Singapore's Energy and Trade Exposure
Singapore's position as a major oil refining center and global re-export hub creates a direct commodity linkage for USDSGD. When global energy prices rise, Singapore's import costs escalate, intensifying MAS's motivation to strengthen the SGD as an inflation buffer — mechanically pushing USDSGD lower. This means traders tracking Hormuz Strait energy supply shock risk have a direct FX expression in USDSGD: supply disruptions that elevate energy prices can simultaneously reinforce MAS's hawkish posture. According to Trading Economics, SGD reached its highest level since October 2014 as of April 2026, partly reflecting this dynamic alongside safe-haven inflows.
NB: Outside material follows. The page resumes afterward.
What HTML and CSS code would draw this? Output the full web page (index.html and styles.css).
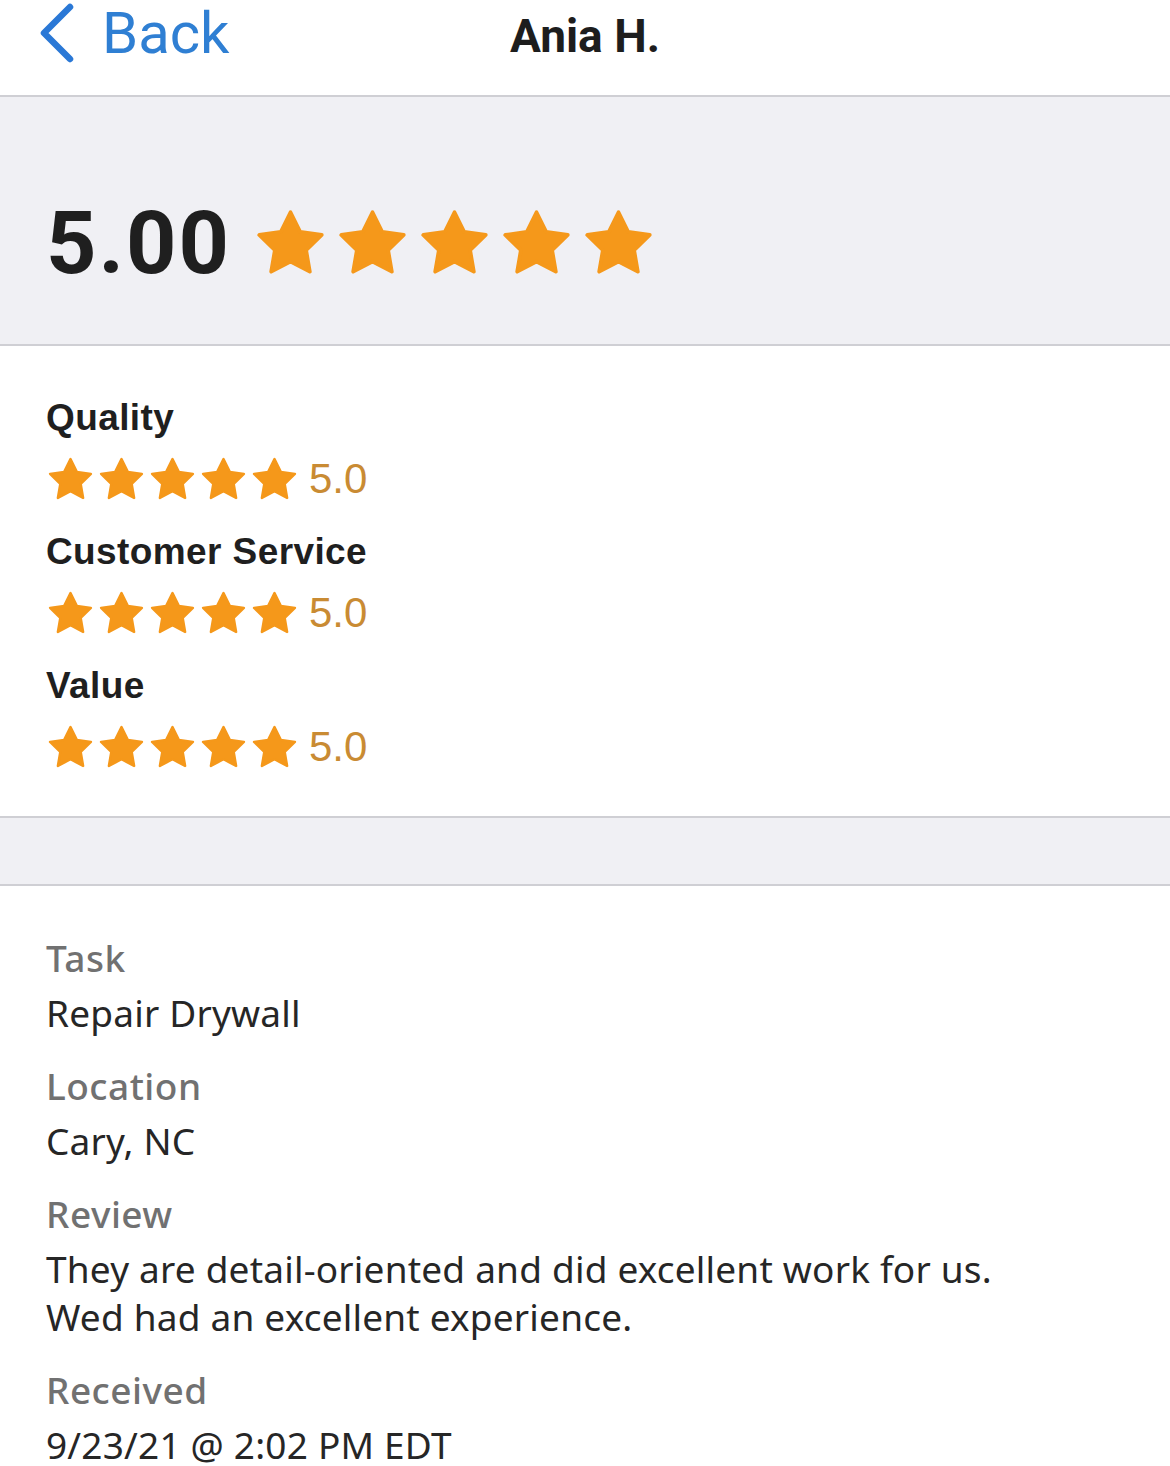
FILE: index.html
```html
<!DOCTYPE html>
<html lang="en">

<head>
  <meta charset="UTF-8" />
  <meta name="viewport" content="width=device-width, initial-scale=1.0" />
  <title>Ania H. - Review</title>
  <link rel="stylesheet" href="styles.css">
</head>

<body>
  <svg width="0" height="0" class="defs">
    <defs>
      <polygon id="star" points="12,2 15.09,8.26 22,9.27 17,14.14 18.18,21.02 12,17.77 5.82,21.02 7,14.14 2,9.27 8.91,8.26" />
    </defs>
  </svg>

  <header class="nav-bar">
    <a class="back-link" href="#">
      <svg class="chevron" viewBox="0 0 40 60" width="40" height="60">
        <polyline points="34,4 8,30 34,56" />
      </svg>
      <span>Back</span>
    </a>
    <h1 class="nav-title">Ania H.</h1>
  </header>

  <section class="overall">
    <span class="overall-score">5.00</span>
    <div class="stars stars-big">
      <svg viewBox="0 0 24 24"><use href="#star" /></svg>
      <svg viewBox="0 0 24 24"><use href="#star" /></svg>
      <svg viewBox="0 0 24 24"><use href="#star" /></svg>
      <svg viewBox="0 0 24 24"><use href="#star" /></svg>
      <svg viewBox="0 0 24 24"><use href="#star" /></svg>
    </div>
  </section>

  <section class="ratings">
    <div class="rating">
      <h2>Quality</h2>
      <div class="rating-row">
        <div class="stars stars-small">
          <svg viewBox="0 0 24 24"><use href="#star" /></svg>
          <svg viewBox="0 0 24 24"><use href="#star" /></svg>
          <svg viewBox="0 0 24 24"><use href="#star" /></svg>
          <svg viewBox="0 0 24 24"><use href="#star" /></svg>
          <svg viewBox="0 0 24 24"><use href="#star" /></svg>
        </div>
        <span class="rating-value">5.0</span>
      </div>
    </div>

    <div class="rating">
      <h2>Customer Service</h2>
      <div class="rating-row">
        <div class="stars stars-small">
          <svg viewBox="0 0 24 24"><use href="#star" /></svg>
          <svg viewBox="0 0 24 24"><use href="#star" /></svg>
          <svg viewBox="0 0 24 24"><use href="#star" /></svg>
          <svg viewBox="0 0 24 24"><use href="#star" /></svg>
          <svg viewBox="0 0 24 24"><use href="#star" /></svg>
        </div>
        <span class="rating-value">5.0</span>
      </div>
    </div>

    <div class="rating">
      <h2>Value</h2>
      <div class="rating-row">
        <div class="stars stars-small">
          <svg viewBox="0 0 24 24"><use href="#star" /></svg>
          <svg viewBox="0 0 24 24"><use href="#star" /></svg>
          <svg viewBox="0 0 24 24"><use href="#star" /></svg>
          <svg viewBox="0 0 24 24"><use href="#star" /></svg>
          <svg viewBox="0 0 24 24"><use href="#star" /></svg>
        </div>
        <span class="rating-value">5.0</span>
      </div>
    </div>
  </section>

  <div class="spacer"></div>

  <section class="details">
    <div class="field">
      <div class="field-label">Task</div>
      <div class="field-value">Repair Drywall</div>
    </div>
    <div class="field">
      <div class="field-label">Location</div>
      <div class="field-value">Cary, NC</div>
    </div>
    <div class="field">
      <div class="field-label">Review</div>
      <div class="field-value">They are detail-oriented and did excellent work for us.<br>Wed had an excellent experience.</div>
    </div>
    <div class="field">
      <div class="field-label">Received</div>
      <div class="field-value">9/23/21 @ 2:02 PM EDT</div>
    </div>
  </section>
</body>

</html>
```

FILE: styles.css
```css
:root {
  --blue: #2f7fd3;
  --star: #f5981a;
  --star-text: #c98b33;
  --gray-bg: #f0f0f4;
  --line: #cfcfd4;
  --text: #222;
  --label: #717171;
}

body {
  margin: 0;
  background: #fff;
  color: var(--text);
  font-family: Roboto, "Liberation Sans", Arial, sans-serif;
}

.defs {
  position: absolute;
}

/* nav bar */
.nav-bar {
  position: relative;
  height: 95px;
  border-bottom: 2px solid var(--line);
  display: flex;
  align-items: center;
  justify-content: center;
}

.back-link {
  position: absolute;
  left: 36px;
  top: 0;
  height: 66px;
  display: flex;
  align-items: center;
  gap: 26px;
  color: var(--blue);
  text-decoration: none;
  font-size: 58px;
  line-height: 66px;
}

.chevron polyline {
  fill: none;
  stroke: #2a78d6;
  stroke-width: 6.5;
  stroke-linecap: round;
  stroke-linejoin: round;
}

.nav-title {
  margin: 0 0 24px;
  font-size: 46px;
  font-weight: 700;
  color: #1d1d1d;
}

/* overall score */
.overall {
  background: var(--gray-bg);
  border-bottom: 2px solid var(--line);
  padding: 96px 46px 51px;
  display: flex;
  align-items: center;
  gap: 22px;
  height: 100px;
}

.overall-score {
  font-size: 88px;
  font-weight: 700;
  letter-spacing: 2px;
  color: #1f1f1f;
  line-height: 100px;
}

.stars {
  display: flex;
}

.stars svg {
  fill: var(--star);
  stroke: var(--star);
  stroke-width: 1.2;
  stroke-linejoin: round;
}

.stars-big {
  gap: 7px;
}

.stars-big svg {
  width: 75px;
  height: 75px;
}

/* sub ratings */
.ratings {
  padding: 50px 46px 44px;
  border-bottom: 2px solid var(--line);
  display: flex;
  flex-direction: column;
  gap: 26px;
}

.rating h2 {
  margin: 0;
  font-family: "Liberation Sans", Arial, sans-serif;
  font-size: 37px;
  line-height: 44px;
  font-weight: 700;
  color: #1f1f1f;
  letter-spacing: 0.4px;
}

.rating-row {
  margin-top: 14px;
  height: 50px;
  display: flex;
  align-items: center;
  gap: 10px;
}

.stars-small {
  gap: 2px;
}

.stars-small svg {
  width: 49px;
  height: 49px;
}

.rating-value {
  font-family: "Liberation Sans", Arial, sans-serif;
  font-size: 42px;
  color: var(--star-text);
}

.spacer {
  height: 66px;
  background: var(--gray-bg);
  border-bottom: 2px solid var(--line);
}

/* details */
.details {
  padding: 48px 46px 0;
  display: flex;
  flex-direction: column;
  gap: 25px;
  font-family: "Noto Sans", "Open Sans", sans-serif;
}

.field-label {
  font-size: 37px;
  line-height: 48px;
  font-weight: 500;
  letter-spacing: 0.5px;
  color: var(--label);
}

.field-value {
  margin-top: 7px;
  font-size: 37px;
  line-height: 48px;
  letter-spacing: 0.2px;
  color: #262626;
}
```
Risk Sentiment and Asian EM Correlation
USDSGD exhibits a strong inverse correlation with Asian risk sentiment. When the MSCI Asia ex-Japan index rallies, regional capital flows favor EM currencies including SGD, pulling USDSGD lower. Conversely, risk-off shocks — US-China trade escalation, financial stress events, or dollar liquidity squeezes — cause USDSGD to spike as investors bid the dollar and sell Asian currencies. As Trading Economics analysts noted, MAS's calibrated slope adjustments are partly designed to buffer Singapore from these external volatility episodes, but the pair remains highly sensitive to global sentiment shifts in the short run.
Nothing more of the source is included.